IKE TROTTER: Retirement age decision becomes more difficult
by Ike Trotter
Published: August 14,2014
WHY DO SOME PEOPLE CHOOSE to claim Social Security retirement benefits at the earliest possible age of 62, rather than waiting until their full retirement age (66 to 67 for anyone born in 1943 or later) when doing so would reduce their monthly benefit by as much as 30 percent? Well, there actually are many reasons, according to new data from a General Accounting Office report titled, “Challenges for Those Claiming Social Security Benefits Early and New Health Coverage Options,” including work-related and demographic factors.
The first reason starts with the type of industry American workers choose. A study compared workers in a variety of positions and industries — farming, construction, sales, professional, and managerial, among others — and found that blue-collar workers were much more likely to claim early retirement benefits than others. This may be due to the fact that blue-collar work is typically more physically demanding, and therefore progressively harder as people age.
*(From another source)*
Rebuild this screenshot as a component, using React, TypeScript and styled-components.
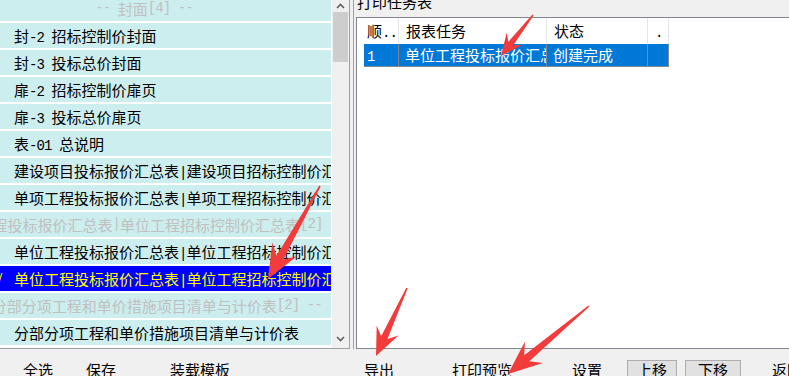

For example, 54 percent of men in farming jobs claimed benefits at age 62, compared with just 26 percent of men in managerial positions. Eight out of 10 male farmers claimed their benefits before reaching full retirement age, compared with a little more than half of all managers, both male and female. Incidentally, the study did not report findings as they might concern female farmers.
A second reason could be because of one’s employment status. Studies show there can be significant differences in and around the timing of claims.
Full-time workers were approximately 30 percent less likely to claim early. By contrast — and perhaps not surprisingly — those who said they were retired or unemployed were more likely to tap their Social Security early.
Interestingly, those with long work histories — at least 35 years of earnings — were 38 percent more likely to claim their benefits early than were those with shorter work spans.
Additionally, there were other factors that contributed to early claims of benefits:
» Education: Those with less than a college degree were 23 percent more likely to claim early than were those with at least a college education.
» Marital status: Widowed individuals were generally more likely to claim their benefits before reaching full retirement age compared with married, divorced/separated, or partnered couples.
» Life expectancy: Those who thought they had a strong chance of living past age 75 were significantly more likely to delay their benefits when compared to those with lower longevity expectations.
All these factors being raised, there are definite financial benefits of waiting. According to the GAO’s research, delaying Social Security resulted in a stronger financial position in retirement. Households with an individual who delayed benefits until at least full retirement age received a median income that was 45 percent higher than households who took benefits early.
Similarly, total wealth in households where someone delayed benefits until at least full retirement age was 25 percent higher than in households with someone who claimed early.
One reason many begin drawing down social security retirement benefits before at early pertains to a growing disillusionment of social security. That being, many figure it’s better to draw down what can be had before the whole system goes broke. You won’t find that in the GAO report but, unfortunately, it’s real and, increasingly, is becoming a growing cause of cynicism to many who plan to retire in the next few years. One of these days, Washington, D.C., will have to pay notice of this.